The screenplay, by Across The Universe scripters Dick Clement and Ian La Frenais, manages to carefully juggle more than a dozen characters important to the narrative, never losing track of any of them. Director Roger Donaldson has a good track record of delivering solid films such as No Way Out (1987) and Thirteen Days (2000), and continues to do so with this film. Not one for flashy camera moves or editing tricks, Donaldson manages to infuse the film with a gritty aesthetic that vaguely recalls the heist and police procedural films of the 1970s.

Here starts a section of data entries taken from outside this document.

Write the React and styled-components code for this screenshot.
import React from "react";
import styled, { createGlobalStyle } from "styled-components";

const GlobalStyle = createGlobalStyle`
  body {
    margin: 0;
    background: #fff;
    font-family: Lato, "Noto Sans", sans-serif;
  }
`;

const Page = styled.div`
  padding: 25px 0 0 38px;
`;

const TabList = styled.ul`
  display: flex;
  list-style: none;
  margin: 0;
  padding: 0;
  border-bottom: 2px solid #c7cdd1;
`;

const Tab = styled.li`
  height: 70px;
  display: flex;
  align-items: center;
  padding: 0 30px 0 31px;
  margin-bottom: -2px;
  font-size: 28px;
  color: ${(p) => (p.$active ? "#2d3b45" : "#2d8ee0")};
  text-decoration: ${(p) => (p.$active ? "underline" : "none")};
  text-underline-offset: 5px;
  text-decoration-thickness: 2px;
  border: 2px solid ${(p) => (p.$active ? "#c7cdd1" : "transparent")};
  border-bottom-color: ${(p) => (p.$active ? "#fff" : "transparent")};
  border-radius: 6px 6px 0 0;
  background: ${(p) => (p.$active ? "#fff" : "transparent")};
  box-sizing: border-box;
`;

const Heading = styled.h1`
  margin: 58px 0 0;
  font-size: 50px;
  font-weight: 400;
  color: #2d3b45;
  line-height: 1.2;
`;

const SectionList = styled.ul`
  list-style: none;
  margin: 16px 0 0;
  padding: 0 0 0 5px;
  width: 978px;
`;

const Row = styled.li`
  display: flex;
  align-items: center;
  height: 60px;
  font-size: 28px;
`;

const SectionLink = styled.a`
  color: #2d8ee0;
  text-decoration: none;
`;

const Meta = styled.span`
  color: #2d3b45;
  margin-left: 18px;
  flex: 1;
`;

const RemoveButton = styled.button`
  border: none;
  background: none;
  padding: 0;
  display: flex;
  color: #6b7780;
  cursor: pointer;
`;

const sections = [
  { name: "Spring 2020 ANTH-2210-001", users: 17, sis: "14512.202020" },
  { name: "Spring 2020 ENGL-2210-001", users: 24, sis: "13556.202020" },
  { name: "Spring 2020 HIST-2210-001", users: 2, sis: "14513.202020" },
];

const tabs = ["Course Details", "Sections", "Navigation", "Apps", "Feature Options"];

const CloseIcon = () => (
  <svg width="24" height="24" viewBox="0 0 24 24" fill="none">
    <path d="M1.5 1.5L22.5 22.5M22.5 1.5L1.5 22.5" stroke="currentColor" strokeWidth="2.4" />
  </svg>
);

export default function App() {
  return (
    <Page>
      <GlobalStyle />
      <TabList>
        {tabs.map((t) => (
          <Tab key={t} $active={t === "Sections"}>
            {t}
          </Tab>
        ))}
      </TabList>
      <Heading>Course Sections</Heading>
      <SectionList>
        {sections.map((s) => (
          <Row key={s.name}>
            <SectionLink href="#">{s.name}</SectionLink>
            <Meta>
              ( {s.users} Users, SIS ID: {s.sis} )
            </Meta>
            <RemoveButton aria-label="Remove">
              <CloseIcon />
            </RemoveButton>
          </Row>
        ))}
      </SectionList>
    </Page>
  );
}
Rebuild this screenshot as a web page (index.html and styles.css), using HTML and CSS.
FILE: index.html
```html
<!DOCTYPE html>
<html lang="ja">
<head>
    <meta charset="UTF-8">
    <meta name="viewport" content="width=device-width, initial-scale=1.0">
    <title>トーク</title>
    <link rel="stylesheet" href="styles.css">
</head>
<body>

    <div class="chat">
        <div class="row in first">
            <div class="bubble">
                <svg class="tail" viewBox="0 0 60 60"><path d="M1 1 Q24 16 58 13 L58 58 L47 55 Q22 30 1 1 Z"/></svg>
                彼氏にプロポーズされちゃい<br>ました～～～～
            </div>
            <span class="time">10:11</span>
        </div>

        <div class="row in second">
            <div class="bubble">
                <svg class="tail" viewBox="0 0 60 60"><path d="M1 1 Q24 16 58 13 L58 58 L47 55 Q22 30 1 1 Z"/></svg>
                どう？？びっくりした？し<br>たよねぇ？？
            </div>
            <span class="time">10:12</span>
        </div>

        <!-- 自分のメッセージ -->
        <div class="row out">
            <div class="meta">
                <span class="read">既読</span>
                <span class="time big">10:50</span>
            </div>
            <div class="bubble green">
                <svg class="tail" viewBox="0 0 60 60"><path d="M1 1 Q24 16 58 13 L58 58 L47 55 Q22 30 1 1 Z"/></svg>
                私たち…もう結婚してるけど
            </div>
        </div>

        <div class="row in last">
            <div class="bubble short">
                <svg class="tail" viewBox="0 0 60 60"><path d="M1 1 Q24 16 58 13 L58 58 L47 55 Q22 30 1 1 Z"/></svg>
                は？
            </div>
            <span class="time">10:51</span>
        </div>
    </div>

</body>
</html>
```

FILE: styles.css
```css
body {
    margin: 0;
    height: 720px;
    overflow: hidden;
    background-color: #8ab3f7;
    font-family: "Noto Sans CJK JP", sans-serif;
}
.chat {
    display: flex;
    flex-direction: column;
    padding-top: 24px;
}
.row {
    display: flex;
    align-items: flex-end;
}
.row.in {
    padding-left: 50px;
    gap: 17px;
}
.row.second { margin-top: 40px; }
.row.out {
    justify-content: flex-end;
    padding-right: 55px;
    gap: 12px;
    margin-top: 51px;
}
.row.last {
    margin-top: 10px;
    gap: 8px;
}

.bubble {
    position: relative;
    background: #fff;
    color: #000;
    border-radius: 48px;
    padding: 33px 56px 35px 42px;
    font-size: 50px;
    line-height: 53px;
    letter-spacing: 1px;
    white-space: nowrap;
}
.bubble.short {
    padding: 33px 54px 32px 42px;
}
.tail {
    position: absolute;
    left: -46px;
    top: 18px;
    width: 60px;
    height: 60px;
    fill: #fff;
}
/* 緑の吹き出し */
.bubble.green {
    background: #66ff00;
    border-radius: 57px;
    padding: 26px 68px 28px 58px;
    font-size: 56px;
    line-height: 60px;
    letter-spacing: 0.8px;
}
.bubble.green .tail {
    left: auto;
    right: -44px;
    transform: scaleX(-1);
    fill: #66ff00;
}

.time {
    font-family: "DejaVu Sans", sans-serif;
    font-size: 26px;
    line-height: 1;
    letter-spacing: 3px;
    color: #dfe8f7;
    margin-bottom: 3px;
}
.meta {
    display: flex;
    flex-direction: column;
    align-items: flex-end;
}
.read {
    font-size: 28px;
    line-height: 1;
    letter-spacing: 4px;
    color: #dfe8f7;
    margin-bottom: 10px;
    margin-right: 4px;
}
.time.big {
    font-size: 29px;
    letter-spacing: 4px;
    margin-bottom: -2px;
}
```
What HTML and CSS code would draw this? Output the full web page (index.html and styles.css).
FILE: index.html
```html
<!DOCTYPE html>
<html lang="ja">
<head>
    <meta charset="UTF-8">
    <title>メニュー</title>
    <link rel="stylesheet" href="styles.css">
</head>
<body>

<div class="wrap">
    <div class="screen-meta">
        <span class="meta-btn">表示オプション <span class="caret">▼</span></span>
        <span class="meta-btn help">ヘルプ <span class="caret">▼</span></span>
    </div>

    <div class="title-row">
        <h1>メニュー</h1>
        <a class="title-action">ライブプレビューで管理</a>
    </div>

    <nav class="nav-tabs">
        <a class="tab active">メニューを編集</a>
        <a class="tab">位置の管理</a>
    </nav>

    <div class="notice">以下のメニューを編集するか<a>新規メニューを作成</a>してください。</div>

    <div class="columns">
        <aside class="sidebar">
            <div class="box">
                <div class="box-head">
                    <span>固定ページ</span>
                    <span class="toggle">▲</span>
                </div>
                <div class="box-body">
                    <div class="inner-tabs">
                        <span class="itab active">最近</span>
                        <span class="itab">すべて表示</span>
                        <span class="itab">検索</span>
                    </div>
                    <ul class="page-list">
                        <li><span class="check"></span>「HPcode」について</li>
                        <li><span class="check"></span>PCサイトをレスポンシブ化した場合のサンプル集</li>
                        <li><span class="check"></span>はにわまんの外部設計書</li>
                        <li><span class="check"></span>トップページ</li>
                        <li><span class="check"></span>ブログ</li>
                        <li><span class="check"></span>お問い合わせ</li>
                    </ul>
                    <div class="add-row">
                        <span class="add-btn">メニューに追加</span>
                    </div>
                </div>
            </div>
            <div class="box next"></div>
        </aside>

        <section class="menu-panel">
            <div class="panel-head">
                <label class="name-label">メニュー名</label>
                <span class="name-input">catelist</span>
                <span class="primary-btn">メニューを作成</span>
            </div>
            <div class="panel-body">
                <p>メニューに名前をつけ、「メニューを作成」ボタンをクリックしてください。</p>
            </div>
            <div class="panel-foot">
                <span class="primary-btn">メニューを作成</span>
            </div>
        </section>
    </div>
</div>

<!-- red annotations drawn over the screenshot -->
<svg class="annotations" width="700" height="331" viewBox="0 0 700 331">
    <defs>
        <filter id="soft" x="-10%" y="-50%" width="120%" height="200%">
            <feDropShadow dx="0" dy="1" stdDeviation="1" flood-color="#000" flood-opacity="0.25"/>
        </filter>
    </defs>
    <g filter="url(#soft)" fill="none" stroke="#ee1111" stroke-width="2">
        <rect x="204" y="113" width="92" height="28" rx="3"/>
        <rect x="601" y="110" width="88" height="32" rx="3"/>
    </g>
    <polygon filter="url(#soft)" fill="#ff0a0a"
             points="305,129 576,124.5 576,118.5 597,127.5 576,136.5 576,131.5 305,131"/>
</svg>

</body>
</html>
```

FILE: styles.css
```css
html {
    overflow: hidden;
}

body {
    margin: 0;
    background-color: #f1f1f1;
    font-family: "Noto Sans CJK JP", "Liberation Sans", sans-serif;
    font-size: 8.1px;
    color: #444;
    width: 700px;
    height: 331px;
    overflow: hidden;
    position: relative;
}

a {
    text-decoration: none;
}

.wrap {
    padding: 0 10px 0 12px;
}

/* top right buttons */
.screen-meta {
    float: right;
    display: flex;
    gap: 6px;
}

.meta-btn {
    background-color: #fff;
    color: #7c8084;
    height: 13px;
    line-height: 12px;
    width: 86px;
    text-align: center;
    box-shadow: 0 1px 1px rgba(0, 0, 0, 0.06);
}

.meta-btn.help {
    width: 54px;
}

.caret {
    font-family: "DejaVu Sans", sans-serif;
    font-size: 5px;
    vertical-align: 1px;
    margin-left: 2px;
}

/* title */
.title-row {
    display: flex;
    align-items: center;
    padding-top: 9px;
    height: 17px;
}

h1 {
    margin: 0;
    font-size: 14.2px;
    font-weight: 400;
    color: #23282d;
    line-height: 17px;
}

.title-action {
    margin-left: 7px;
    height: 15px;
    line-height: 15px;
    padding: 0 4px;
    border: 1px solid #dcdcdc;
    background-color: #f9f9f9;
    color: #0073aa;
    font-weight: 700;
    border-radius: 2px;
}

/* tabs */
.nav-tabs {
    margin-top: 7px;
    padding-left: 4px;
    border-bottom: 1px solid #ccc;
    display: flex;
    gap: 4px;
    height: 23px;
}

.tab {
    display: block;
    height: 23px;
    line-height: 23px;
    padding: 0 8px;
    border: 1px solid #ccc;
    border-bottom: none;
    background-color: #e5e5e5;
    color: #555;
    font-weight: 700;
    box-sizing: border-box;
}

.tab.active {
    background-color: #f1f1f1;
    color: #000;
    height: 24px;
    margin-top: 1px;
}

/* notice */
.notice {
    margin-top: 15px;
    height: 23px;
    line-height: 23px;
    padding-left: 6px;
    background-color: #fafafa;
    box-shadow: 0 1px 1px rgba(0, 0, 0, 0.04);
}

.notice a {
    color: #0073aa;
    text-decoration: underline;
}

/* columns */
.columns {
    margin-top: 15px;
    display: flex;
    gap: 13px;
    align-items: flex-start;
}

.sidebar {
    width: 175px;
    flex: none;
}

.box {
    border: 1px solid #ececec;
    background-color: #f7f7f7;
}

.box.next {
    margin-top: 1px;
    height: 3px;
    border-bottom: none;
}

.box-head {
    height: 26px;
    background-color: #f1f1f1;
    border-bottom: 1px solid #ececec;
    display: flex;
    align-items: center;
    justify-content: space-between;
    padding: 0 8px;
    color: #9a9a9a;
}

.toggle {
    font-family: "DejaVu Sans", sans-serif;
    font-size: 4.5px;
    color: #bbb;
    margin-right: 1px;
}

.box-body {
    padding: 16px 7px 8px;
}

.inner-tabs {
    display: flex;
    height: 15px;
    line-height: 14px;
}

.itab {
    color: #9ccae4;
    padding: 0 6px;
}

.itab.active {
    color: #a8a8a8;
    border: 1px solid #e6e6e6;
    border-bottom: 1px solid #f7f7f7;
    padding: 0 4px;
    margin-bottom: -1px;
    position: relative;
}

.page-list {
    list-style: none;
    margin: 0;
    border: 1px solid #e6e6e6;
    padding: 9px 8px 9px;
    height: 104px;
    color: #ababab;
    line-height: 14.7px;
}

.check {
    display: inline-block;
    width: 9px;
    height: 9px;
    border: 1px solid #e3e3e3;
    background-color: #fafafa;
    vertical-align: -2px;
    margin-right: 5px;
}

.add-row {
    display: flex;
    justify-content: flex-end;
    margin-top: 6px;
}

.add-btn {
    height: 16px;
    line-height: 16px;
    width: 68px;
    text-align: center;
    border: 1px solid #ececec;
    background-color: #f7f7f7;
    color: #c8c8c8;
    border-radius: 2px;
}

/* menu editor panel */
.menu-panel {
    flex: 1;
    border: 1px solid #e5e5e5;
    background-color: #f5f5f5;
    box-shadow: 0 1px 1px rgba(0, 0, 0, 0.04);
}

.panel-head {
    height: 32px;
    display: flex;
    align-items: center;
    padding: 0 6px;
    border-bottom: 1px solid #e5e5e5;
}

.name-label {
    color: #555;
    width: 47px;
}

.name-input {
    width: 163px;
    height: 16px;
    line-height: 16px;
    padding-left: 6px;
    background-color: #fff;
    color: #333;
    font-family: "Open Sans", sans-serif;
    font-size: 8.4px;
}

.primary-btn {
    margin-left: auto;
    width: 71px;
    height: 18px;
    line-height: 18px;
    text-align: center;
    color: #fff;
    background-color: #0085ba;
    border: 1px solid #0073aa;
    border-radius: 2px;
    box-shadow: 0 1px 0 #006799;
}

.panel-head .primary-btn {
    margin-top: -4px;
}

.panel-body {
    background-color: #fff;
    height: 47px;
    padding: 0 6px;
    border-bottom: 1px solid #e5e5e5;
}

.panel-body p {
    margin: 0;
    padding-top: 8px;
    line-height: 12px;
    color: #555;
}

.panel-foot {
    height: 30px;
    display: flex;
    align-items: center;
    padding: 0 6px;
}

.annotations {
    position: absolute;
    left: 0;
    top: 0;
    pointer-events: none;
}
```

The fact that Jason Statham can be a pretty decent actor is often obscured by his choice in roles. Fortunately, he has plenty to work with here. Terry isn’t quite the tough guy that Statham normally plays. He’s a guy conflicted by trying to go straight for the sake of his wife and two young daughters, but only sees that the best way to do that is to commit one last crime. Statham’s characters are normally the type to solve problems through violence, but here he barely throws a bunch until towards the end of the film. It is a refreshing change to see him play this more thoughtful type of tough guy and hopefully it won’t be too long before we see him in a role like this again.